Proverbial nail on the head, Brother. Three years into a 5 year agreement , we may be choking on our lack of buying power, as compared to the rest of the economy............and, of course they'll re-open the contract to re-negotiate our wages......
 
It was required by law to disclose that the offer had been made. If the ABF Teamsters vote this contract down, therefore, in an extension situation, we will be without a contract. If YRCW suddenly purchased us, without advanced notice that their had been previous discussions, we could cry foul, and the SEC would block the deal. Some of you guys on here seem to forget that we are dealing with intelligent LAWYERS, (well that may be a stretch), but you get the idea, they are covering all the bases. Now, if we vote it down, we will be without a contract, YRCW purchases us at a bargain when the stock tanks, and we by default get their contract. In this chess match, we are now in CHECK. A NO vote will be CHECKMATE, we put the board away and we go to YRC, a YES vote and we are in STALEMATE, (a tie) we set the board back up with ABF and play another five years. Don't blink, be sure to move your King to the right square!

Very true....what you said about covering their bases. But something's bothering me..........timely notification with the SEC,......Ms. McReynolds, Mr. Welch,. and possibly Mr. Hoffa.....and a whole host of potential turn-states-witness underlings knew about this in March. .....An e-mail "leak" to a magazine?.....I wouldn't call that a Securities Exchange Commission filing of a valid tender of sale agreement..........On the day....actually late in the evening.....of a shareholders' meeting?.....not to the shareholders, but an e-mail to a magazine?...Someones' covering something....bases or posterior........Fraud is fraud, and should put a legal hold on any potential sale until fully investigated. Maybe they're not so smart as we give them credit for? Maybe they're playing checkers on a chess board?
 
Very true....what you said about covering their bases. But something's bothering me..........timely notification with the SEC,......Ms. McReynolds, Mr. Welch,. and possibly Mr. Hoffa.....and a whole host of potential turn-states-witness underlings knew about this in March. .....An e-mail "leak" to a magazine?.....I wouldn't call that a Securities Exchange Commission filing of a valid tender of sale agreement..........On the day....actually late in the evening.....of a shareholders' meeting?.....not to the shareholders, but an e-mail to a magazine?...Someones' covering something....bases or posterior........Fraud is fraud, and should put a legal hold on any potential sale until fully investigated. Maybe they're not so smart as we give them credit for? Maybe they're playing checkers on a chess board?
What would be a timely SEC filing for such an offer to buy?
 
I believe, Brother, Ms.

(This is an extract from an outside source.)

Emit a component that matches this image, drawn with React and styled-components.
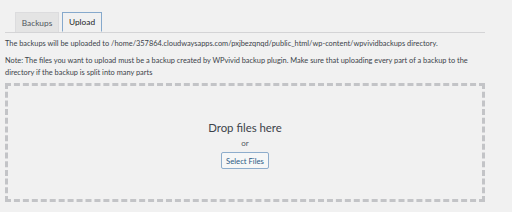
import React from 'react';
import styled, { createGlobalStyle } from 'styled-components';

const GlobalStyle = createGlobalStyle`
  html, body {
    margin: 0;
    background: #f1f1f1;
  }
  body {
    font-family: Lato, "Noto Sans", sans-serif;
    color: #3c434a;
  }
`;

const Page = styled.div`
  width: 480px;
  padding: 12px 0 0 5px;
`;

const TabBar = styled.div`
  display: flex;
  gap: 3px;
  padding-left: 10px;
  border-bottom: 1px solid #d4d4d6;
  height: 20px;
`;

const Tab = styled.div`
  display: flex;
  align-items: center;
  justify-content: center;
  width: ${p => p.$w}px;
  font-size: 8.3px;
  color: ${p => (p.$active ? '#1d2327' : '#50575e')};
  background: ${p => (p.$active ? '#f1f1f1' : '#e4e4e4')};
  border: 1px solid ${p => (p.$active ? '#86a9cc' : '#dcdcde')};
  border-bottom: ${p => (p.$active ? '1px solid #f1f1f1' : 'none')};
  height: 20px;
  box-sizing: border-box;
  margin-bottom: ${p => (p.$active ? '-1px' : '0')};
`;

const Info = styled.p`
  margin: 5px 0 0;
  font-size: 7.4px;
  line-height: 12px;
  color: #3c434a;
  white-space: ${p => (p.$nowrap ? 'nowrap' : 'normal')};
`;

const DropZone = styled.div`
  margin-top: 4px;
  height: 119px;
  box-sizing: border-box;
  border: 3px dashed #c3c4c7;
  display: flex;
  flex-direction: column;
  align-items: center;
  justify-content: center;
  padding-top: 4px;
`;

const DropTitle = styled.div`
  font-size: 11.4px;
  color: #3c434a;
  line-height: 16px;
`;

const Or = styled.div`
  font-size: 8px;
  color: #50575e;
  margin-top: 1px;
  line-height: 12px;
`;

const SelectButton = styled.button`
  margin-top: 3px;
  height: 17px;
  width: 48px;
  padding: 0;
  font-family: inherit;
  font-size: 7.7px;
  color: #2c5a85;
  background: #f6f7f7;
  border: 1px solid #8eadcc;
  border-radius: 2px;
`;

export default function App() {
  return (
    <>
      <GlobalStyle />
      <Page>
        <TabBar>
          <Tab $w={44}>Backups</Tab>
          <Tab $w={40} $active>Upload</Tab>
        </TabBar>
        <Info $nowrap>
          The backups will be uploaded to /home/357864.cloudwaysapps.com/pxjbezqnqd/public_html/wp-content/wpvividbackups directory.
        </Info>
        <Info>
          Note: The files you want to upload must be a backup created by WPvivid backup plugin. Make sure that uploading every part of a backup to the directory if the backup is split into many parts
        </Info>
        <DropZone>
          <DropTitle>Drop files here</DropTitle>
          <Or>or</Or>
          <SelectButton>Select Files</SelectButton>
        </DropZone>
      </Page>
    </>
  );
}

McReynolds would have to answer to her shareholders on what they thought was a "timely" indication of an offer to buy. Shareholders don't want to wait to make money,....a meeting with shareholders should've been convened as soon as ABF was convinced this was a viable offer, and let the true owners of the company,...the shareholders,... decide on sale, or not , or hold out for better. I believe that if the shareholders are convinced that ABF upper management,...and possibly ABC upper management ,..hid this information for their private enrichment,....secretly selling off their own stock, or something similar, they could be accused of insider trading. That's why I think when an offer is made, the information is made public as soon as possible, to avoid any attempt to manipulate that info behind the scenes. That's the reason you have to file these things with the SEC. This isn't you and I selling a used car to each other. Potentially, millions, if not billions are at stake, and every move made must be made in the open, as it were. To sit on an offer like this,....for a month and a half,.....an eternity on Wall Street,.....opens you up to insider trading charges.
 
In the case of a merger the highest wage contract prevails so if YRC purchased and merged the 2 companies the ABF contract of which we still work YRC employees would then have to be brought up to our rate of course this would all be then sorted out in the courts. BTW Has anyone figured out how & where YRC would get the financing to do this........I can sit down with any homeowner & inquire about purchasing a home it doesn't mean though that I'm getting the mortgage
 
Judy had no intention of selling ABF for 18 dollars a share, this is way to cheap, it is beginning to look like it was a scare tactic for the contract vote. imo
 
You give Judy too much credit, she has no choice in what happens here outside of voting her shares.
 
There are SEC rules for the responsibilities of the Board, the acquiring company and the takeover target in communicating in a timely manner with the public in the case of a tender offer. Any information coming out of corporate is going to go through legal. It is there responsibility to get it right. All of this information is available at the SEC. A lot of things were changed on SEC filings in 2000. As far as insider trading on this information by executives, that is easy to find. Executives have to declare to the SEC when they make purchases or sales of company securities . Check sec.gov for any recent insider trading activity. I doubt you will find any. Also, don't be fooled by any stock that might have been bought for the executives by the company in lieu of salary. The Yellow offer has been denied at this time by ABFS. If Yellow wants to start a hostile takeover they could already be acquiring stock on the open market with borrowed money. ABFS stock has been under heavy accumulation since November. Yellow would not have to declare their ownership to the SEC until they reach 5% ownership. By the time they have to report, they can acquire much more than 5%. I'm sure Yellow would prefer to buy ABFS through a stock deal where they would only have to take on the ABFS debt. You might want to check a 10-K filed with the SEC to see if ABFS has a poison pill process in case of a hostile takeover bid. A caged animal like Yellow will do whatever they have to do to survive.